According to Earth Sky, starting around July 12-15 (so, today), the comet will become visible at dusk (just after sunset). It will be low in the northwest horizon. If the comet stays somewhat bright, we might be able to see it towards the end of the month during evening dusk, and will appear a little higher in the sky.

Use binoculars for a better shot at seeing it—though some people have reported that once you spot the comet with binoculars, you may be able to see it without them when you know where to look. But, if you want to see the comet’s split tail, binoculars are your best bet.

So how big is this comet? “From its infrared signature, we can tell (its nucleus) is about 5 km [3 miles] across… and is covered with sooty, dark particles left over from its formation near the birth of our solar system 4.6 billion years ago,” Joseph Masiero, NEOWISE deputy principal investigator at NASA’s Jet Propulsion Laboratory told Earth Sky.

But that’s not it!
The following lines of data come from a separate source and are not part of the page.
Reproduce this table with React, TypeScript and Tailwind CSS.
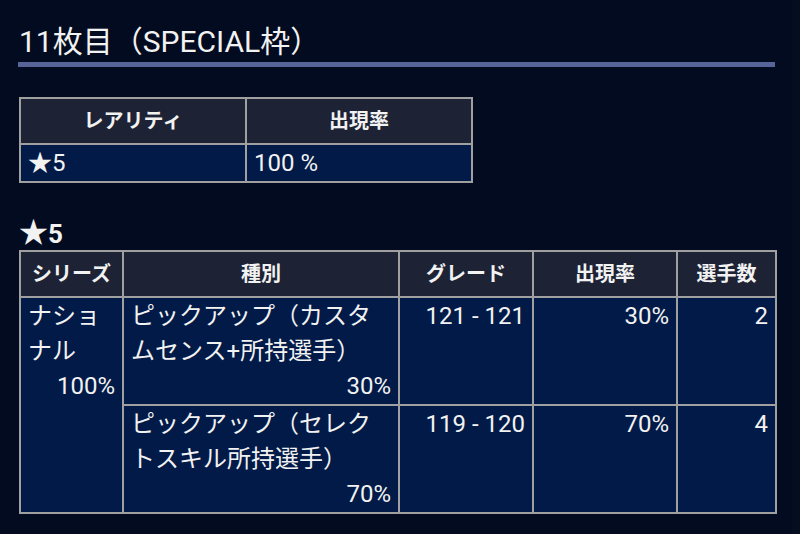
import React from "react";

const font = { fontFamily: 'Roboto, "Noto Sans CJK JP", sans-serif' };

export default function App() {
  const th =
    "border-2 border-[#a0a0a0] bg-[#1d2335] text-center font-bold text-[20px] leading-[34px] py-[5px] px-[7px]";
  const td =
    "border-2 border-[#a0a0a0] bg-[#011a47] text-[24px] leading-[35px] pt-px pb-0 px-[7px] align-top";
  return (
    <div
      className="w-[800px] min-h-[534px] bg-[#020b1f] text-[#f2f2f2] flex"
      style={font}
    >
      <div className="w-[792px] pl-[18px] pt-[22px] pb-[20px]">
        <h2 className="w-[757px] text-[30px] leading-[40px] font-normal border-b-[5px] border-[#56649a] pl-px">
          11枚目（SPECIAL枠）
        </h2>

        <table className="mt-[30px] ml-px w-[452px] border-collapse table-fixed">
          <colgroup>
            <col className="w-[226px]" />
            <col className="w-[226px]" />
          </colgroup>
          <thead>
            <tr>
              <th className={th}>レアリティ</th>
              <th className={th}>出現率</th>
            </tr>
          </thead>
          <tbody>
            <tr>
              <td className={td + " pt-[2px]"}>★5</td>
              <td className={td + " pt-[2px]"}>100 %</td>
            </tr>
          </tbody>
        </table>

        <h3 className="mt-[34px] ml-px text-[26px] leading-[32px] font-bold">
          <span className="text-[29px]">★</span>5
        </h3>

        <table className="ml-px w-[756px] border-collapse table-fixed">
          <colgroup>
            <col className="w-[103px]" />
            <col className="w-[276px]" />
            <col className="w-[134px]" />
            <col className="w-[144px]" />
            <col className="w-[99px]" />
          </colgroup>
          <thead>
            <tr>
              <th className={th}>シリーズ</th>
              <th className={th}>種別</th>
              <th className={th}>グレード</th>
              <th className={th}>出現率</th>
              <th className={th}>選手数</th>
            </tr>
          </thead>
          <tbody>
            <tr>
              <td className={td} rowSpan={2}>
                <div>ナショナル</div>
                <div className="text-right">100%</div>
              </td>
              <td className={td}>
                <div>ピックアップ（カスタムセンス+所持選手）</div>
                <div className="text-right">30%</div>
              </td>
              <td className={td + " text-right"}>121 - 121</td>
              <td className={td + " text-right"}>30%</td>
              <td className={td + " text-right"}>2</td>
            </tr>
            <tr>
              <td className={td}>
                <div>ピックアップ（セレクトスキル所持選手）</div>
                <div className="text-right">70%</div>
              </td>
              <td className={td + " text-right"}>119 - 120</td>
              <td className={td + " text-right"}>70%</td>
              <td className={td + " text-right"}>4</td>
            </tr>
          </tbody>
        </table>
      </div>
      <div className="w-[8px] bg-[#050e1f]" />
    </div>
  );
}
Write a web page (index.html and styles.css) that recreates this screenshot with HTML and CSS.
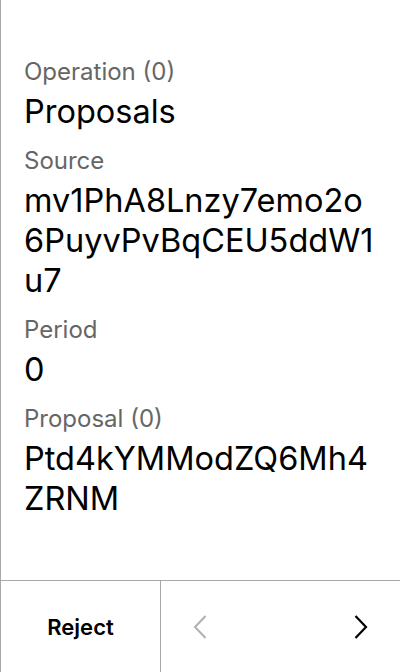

The comet will be closest to Earth on July 22-23. Here’s what Earth Sky says about that:

It will pass at some 64 million miles (103 million km) from our planet. The good news is that—if the comet continues looking great—the view during the night of closest approach should be nice. Although binoculars might be required for the celestial visitor, it will be visible at the same time we see a beautiful crescent (not too bright) moon.